§ What to work on: Copy every line of the records below that holds the word "screenshot".

** start Information shown **

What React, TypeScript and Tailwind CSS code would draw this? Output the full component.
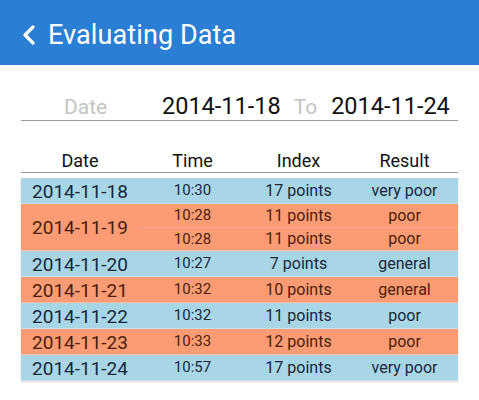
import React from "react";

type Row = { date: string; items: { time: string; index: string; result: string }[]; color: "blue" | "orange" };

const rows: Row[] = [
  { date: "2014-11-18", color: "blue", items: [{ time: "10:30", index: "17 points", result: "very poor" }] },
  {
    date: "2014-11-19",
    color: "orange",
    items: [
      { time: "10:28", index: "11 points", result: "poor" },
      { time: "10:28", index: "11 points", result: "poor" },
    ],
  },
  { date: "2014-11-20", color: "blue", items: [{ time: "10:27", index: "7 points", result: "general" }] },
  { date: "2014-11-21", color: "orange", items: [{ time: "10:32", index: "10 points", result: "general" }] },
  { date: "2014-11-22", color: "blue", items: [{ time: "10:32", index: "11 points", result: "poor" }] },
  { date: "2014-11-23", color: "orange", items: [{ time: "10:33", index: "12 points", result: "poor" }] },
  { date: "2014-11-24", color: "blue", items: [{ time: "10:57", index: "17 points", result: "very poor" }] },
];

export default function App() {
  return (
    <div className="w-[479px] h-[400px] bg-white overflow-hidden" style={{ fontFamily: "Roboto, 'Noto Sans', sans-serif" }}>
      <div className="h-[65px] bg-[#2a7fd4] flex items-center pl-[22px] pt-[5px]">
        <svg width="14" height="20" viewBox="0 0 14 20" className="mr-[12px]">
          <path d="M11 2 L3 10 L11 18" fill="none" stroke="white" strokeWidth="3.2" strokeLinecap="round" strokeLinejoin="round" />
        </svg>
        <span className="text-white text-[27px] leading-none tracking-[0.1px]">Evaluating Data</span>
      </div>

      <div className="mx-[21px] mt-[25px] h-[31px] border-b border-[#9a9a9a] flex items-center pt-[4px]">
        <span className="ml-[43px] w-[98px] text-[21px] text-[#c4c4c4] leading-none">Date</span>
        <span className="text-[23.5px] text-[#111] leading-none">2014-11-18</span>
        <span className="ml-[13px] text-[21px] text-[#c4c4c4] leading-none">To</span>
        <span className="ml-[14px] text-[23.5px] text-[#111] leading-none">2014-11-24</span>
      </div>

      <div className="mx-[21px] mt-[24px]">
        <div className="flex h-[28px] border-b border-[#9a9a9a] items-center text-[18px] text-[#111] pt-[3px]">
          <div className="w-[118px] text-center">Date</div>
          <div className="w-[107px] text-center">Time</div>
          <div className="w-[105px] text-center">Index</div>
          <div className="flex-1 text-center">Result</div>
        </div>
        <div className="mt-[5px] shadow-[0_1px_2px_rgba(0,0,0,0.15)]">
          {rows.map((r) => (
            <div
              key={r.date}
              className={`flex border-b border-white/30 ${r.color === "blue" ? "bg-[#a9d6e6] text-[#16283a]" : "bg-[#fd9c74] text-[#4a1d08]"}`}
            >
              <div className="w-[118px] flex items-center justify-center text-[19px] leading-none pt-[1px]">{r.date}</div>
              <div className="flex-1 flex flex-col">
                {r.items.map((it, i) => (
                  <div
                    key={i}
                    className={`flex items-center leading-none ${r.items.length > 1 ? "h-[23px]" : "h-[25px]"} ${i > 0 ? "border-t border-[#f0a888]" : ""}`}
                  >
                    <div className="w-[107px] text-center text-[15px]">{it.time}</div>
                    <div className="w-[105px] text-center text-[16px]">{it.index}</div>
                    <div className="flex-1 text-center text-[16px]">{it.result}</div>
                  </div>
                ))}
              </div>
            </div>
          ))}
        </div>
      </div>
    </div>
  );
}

** end Information shown **
** start Information shown **

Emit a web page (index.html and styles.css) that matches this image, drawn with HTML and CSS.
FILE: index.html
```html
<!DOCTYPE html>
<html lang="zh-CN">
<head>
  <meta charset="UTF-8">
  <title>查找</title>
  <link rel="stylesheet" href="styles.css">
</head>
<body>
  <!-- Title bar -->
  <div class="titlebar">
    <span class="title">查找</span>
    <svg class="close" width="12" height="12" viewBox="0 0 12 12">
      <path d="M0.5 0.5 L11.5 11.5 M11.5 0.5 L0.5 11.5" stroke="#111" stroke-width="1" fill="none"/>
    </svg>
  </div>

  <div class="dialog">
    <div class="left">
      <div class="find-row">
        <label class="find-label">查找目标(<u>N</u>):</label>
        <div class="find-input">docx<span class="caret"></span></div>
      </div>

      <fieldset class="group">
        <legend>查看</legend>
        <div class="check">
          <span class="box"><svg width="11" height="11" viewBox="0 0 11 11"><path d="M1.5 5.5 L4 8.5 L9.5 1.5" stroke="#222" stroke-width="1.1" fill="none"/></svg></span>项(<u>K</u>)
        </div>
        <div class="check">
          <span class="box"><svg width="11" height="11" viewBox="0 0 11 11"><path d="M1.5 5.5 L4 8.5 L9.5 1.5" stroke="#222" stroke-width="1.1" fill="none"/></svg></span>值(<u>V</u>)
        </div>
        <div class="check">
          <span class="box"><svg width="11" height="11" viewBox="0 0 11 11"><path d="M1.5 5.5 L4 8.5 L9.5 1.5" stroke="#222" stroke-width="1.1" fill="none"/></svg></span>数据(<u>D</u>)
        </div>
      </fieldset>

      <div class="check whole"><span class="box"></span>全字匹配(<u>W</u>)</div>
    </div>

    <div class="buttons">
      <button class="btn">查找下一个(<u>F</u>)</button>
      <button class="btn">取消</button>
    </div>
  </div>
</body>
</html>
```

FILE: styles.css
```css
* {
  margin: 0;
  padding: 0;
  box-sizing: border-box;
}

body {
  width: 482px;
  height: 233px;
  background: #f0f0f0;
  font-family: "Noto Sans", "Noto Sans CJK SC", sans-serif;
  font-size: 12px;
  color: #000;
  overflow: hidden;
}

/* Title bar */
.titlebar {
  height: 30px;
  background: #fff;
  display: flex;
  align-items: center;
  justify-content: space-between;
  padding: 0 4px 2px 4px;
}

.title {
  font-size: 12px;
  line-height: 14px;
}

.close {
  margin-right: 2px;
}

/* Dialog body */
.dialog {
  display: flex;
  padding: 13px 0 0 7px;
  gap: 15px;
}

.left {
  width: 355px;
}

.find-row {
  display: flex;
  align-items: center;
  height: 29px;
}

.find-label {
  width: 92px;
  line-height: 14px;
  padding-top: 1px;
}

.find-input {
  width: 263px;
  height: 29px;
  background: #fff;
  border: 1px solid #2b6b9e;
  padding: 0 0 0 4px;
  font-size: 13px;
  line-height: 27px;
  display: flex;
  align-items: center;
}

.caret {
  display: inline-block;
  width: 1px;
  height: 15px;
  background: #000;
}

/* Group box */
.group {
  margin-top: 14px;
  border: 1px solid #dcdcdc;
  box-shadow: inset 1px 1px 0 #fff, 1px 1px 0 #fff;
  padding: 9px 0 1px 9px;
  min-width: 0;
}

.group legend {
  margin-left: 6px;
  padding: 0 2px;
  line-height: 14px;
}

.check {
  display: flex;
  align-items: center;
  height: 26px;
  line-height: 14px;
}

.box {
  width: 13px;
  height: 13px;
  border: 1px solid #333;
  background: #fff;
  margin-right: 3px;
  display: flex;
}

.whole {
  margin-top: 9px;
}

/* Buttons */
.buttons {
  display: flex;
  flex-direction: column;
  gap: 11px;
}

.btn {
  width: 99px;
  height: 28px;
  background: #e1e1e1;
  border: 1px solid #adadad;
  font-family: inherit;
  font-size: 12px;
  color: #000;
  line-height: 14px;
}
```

** end Information shown **
** start Information shown **

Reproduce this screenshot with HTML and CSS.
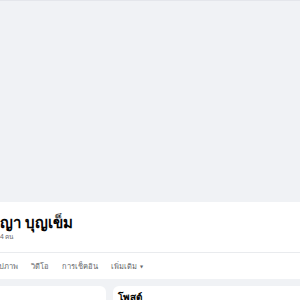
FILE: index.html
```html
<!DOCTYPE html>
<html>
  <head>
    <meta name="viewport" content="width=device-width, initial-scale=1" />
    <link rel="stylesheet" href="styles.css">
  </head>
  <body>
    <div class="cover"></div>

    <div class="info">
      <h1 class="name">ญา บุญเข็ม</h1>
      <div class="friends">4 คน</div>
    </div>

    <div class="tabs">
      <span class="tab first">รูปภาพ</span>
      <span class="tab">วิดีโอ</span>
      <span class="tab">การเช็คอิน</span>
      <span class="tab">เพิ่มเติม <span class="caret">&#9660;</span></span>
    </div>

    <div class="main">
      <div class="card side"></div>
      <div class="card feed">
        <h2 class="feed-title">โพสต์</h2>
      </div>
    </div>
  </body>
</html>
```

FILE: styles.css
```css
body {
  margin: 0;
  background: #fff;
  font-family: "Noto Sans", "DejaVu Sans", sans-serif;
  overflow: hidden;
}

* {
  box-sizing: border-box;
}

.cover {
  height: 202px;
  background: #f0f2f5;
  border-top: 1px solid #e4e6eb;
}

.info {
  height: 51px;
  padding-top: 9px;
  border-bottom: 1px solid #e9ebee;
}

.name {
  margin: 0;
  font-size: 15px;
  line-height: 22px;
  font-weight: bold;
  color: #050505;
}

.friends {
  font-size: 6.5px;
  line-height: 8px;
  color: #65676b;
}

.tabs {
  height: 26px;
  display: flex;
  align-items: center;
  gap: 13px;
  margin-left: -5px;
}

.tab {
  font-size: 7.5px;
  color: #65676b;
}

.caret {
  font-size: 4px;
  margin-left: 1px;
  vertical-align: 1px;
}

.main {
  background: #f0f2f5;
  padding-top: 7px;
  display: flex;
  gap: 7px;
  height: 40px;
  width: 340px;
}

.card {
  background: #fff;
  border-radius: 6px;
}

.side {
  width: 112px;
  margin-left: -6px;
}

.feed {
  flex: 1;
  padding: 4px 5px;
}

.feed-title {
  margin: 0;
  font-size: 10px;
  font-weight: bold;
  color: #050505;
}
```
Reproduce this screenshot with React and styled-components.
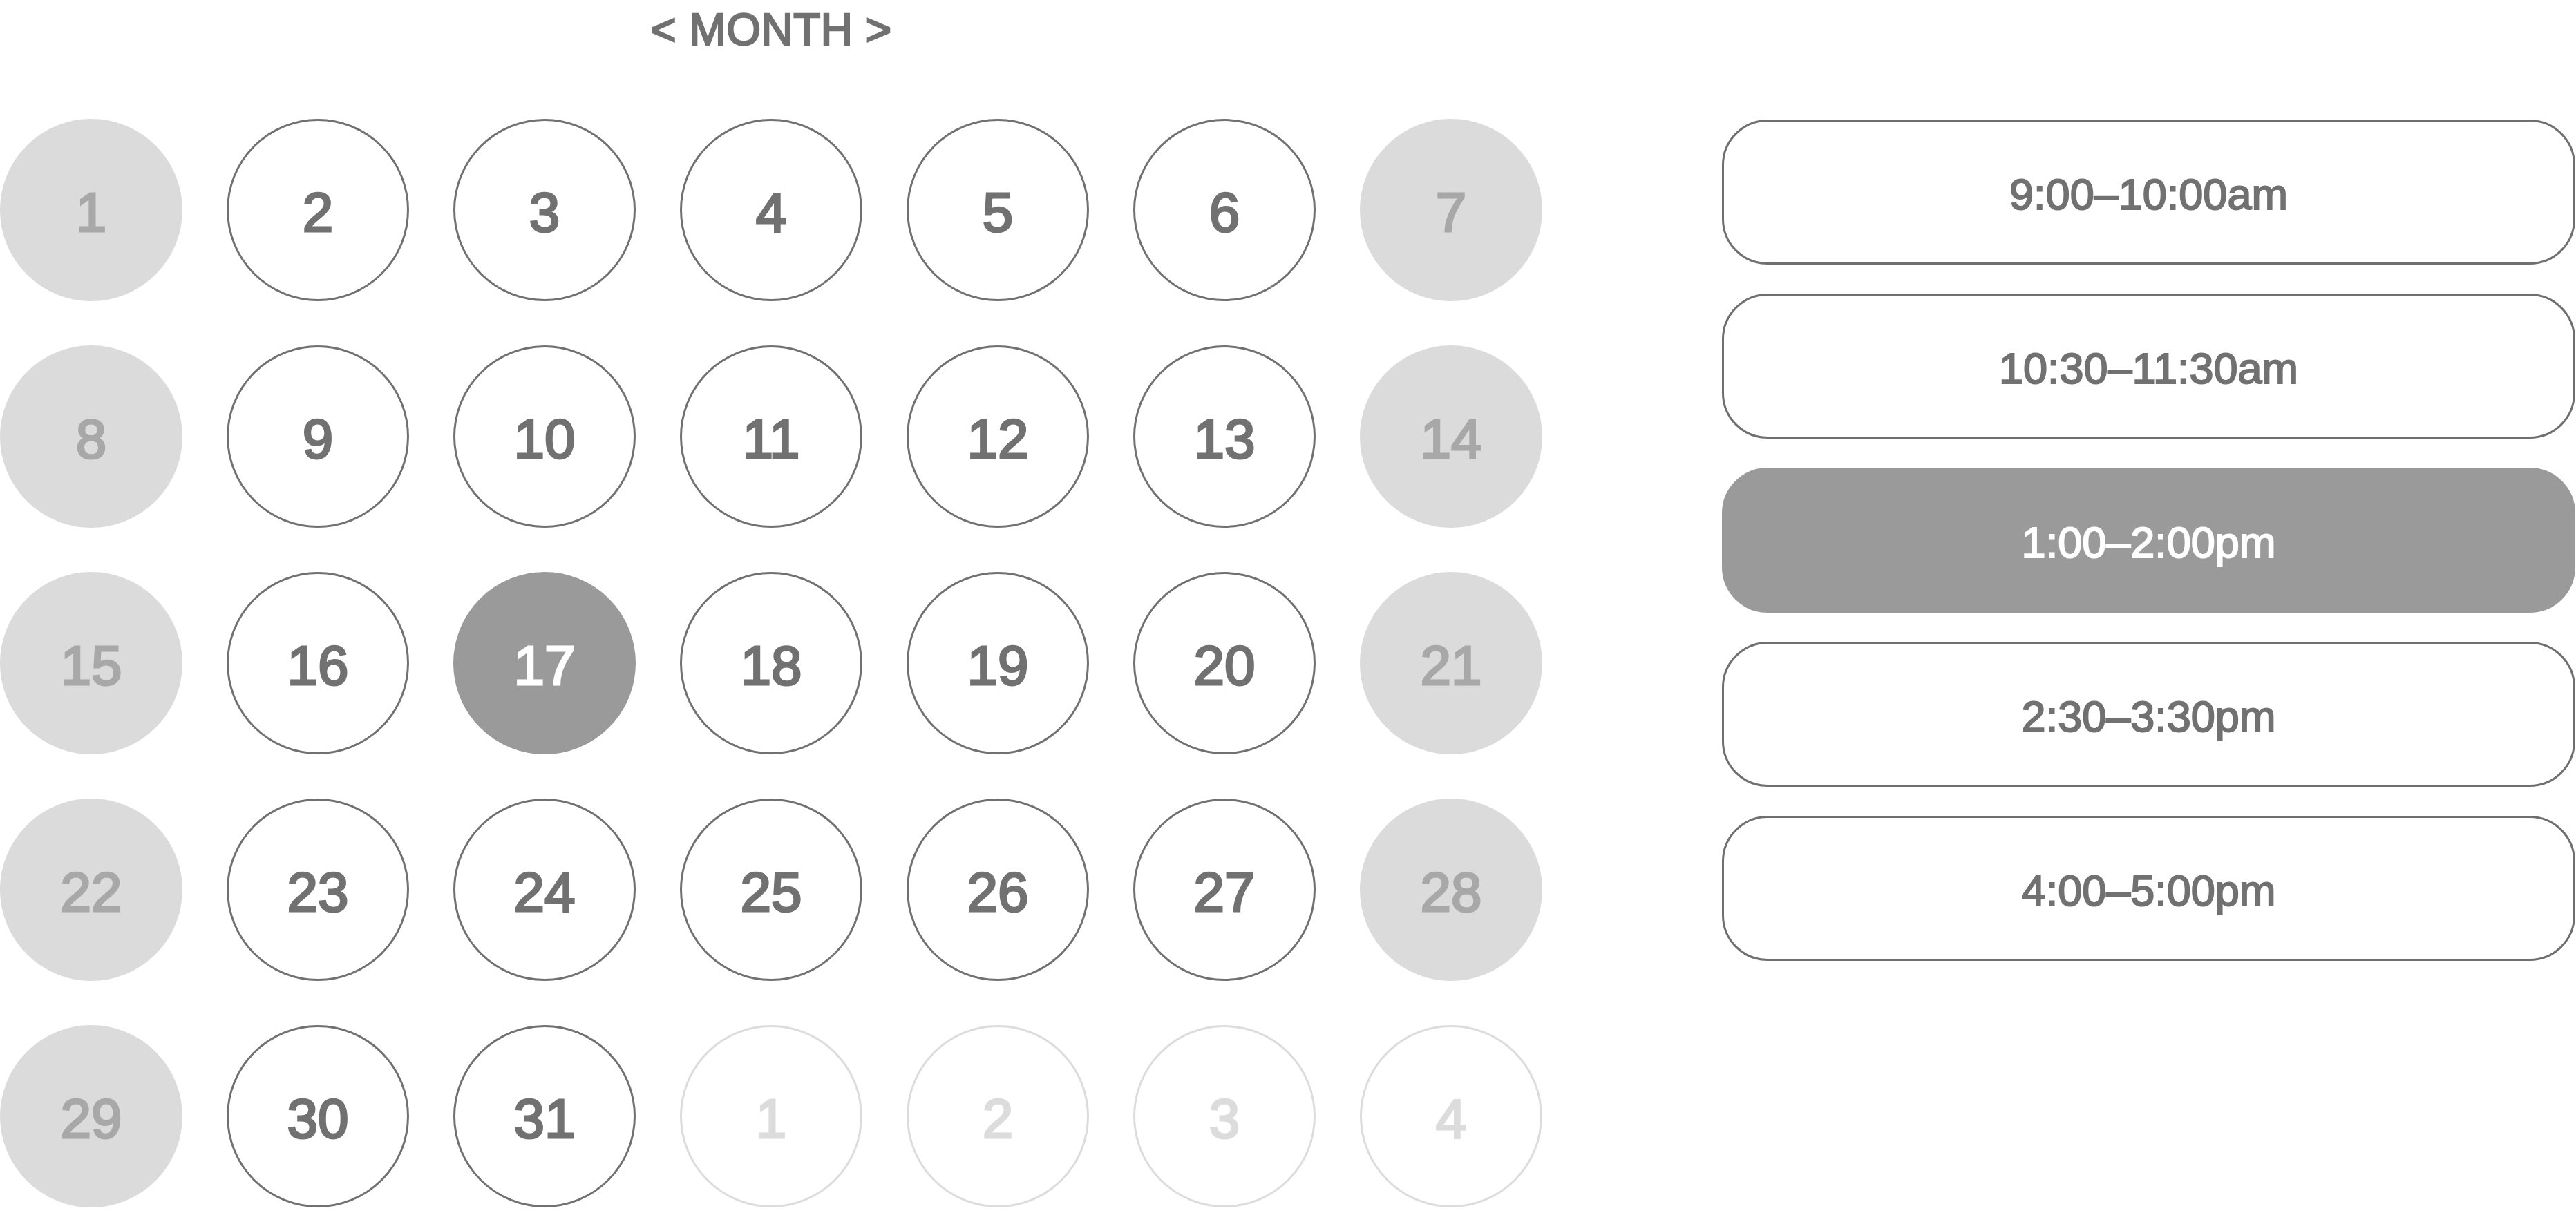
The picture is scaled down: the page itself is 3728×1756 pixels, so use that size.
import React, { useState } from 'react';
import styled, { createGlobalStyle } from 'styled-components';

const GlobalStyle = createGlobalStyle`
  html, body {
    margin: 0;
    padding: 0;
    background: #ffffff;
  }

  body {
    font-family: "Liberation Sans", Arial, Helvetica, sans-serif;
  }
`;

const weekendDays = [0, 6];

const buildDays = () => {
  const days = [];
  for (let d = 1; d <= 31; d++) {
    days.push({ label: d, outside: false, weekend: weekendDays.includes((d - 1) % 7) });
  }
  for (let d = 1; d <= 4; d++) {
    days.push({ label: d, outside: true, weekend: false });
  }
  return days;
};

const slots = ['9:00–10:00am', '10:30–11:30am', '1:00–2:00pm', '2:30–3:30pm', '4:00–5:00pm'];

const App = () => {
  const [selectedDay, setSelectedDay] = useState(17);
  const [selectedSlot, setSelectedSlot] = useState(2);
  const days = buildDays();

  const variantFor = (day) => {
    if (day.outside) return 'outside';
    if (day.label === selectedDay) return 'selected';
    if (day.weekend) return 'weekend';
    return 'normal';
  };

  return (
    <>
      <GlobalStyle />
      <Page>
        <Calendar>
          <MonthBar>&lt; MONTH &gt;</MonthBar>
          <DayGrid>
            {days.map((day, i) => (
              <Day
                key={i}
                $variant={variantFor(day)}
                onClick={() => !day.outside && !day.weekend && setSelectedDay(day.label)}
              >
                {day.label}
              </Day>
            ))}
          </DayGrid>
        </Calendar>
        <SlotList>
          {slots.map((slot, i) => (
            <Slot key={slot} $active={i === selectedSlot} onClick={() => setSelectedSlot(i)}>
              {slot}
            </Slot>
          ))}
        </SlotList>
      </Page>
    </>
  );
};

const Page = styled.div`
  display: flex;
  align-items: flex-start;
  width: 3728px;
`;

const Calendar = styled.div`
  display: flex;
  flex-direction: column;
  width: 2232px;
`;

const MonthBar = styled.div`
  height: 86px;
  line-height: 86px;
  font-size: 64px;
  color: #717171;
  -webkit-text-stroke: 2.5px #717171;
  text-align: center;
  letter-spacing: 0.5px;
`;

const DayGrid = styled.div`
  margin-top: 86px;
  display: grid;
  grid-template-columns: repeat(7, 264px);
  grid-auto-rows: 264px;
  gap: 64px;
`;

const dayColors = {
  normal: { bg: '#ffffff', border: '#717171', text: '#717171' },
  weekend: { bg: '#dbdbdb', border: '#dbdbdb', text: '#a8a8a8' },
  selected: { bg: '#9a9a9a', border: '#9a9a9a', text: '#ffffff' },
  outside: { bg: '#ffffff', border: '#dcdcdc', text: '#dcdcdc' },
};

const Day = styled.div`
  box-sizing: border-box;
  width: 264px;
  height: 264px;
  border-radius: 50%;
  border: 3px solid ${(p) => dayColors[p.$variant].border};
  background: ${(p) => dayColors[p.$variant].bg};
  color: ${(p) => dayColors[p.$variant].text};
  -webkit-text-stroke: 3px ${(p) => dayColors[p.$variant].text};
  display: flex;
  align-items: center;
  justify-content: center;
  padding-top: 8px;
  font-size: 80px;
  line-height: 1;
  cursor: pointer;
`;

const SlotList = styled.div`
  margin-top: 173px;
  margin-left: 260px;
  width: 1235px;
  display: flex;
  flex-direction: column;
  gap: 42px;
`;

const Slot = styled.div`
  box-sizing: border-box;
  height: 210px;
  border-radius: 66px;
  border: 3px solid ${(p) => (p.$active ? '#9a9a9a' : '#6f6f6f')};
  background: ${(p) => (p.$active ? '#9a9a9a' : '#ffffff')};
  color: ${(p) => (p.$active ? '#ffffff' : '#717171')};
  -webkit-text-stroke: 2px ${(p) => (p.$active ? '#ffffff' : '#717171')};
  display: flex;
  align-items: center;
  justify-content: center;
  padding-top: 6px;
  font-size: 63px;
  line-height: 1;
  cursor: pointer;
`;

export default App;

** end Information shown **

§ Answer to this exercise:
Reproduce this screenshot with HTML and CSS.
Reproduce this screenshot with React and styled-components.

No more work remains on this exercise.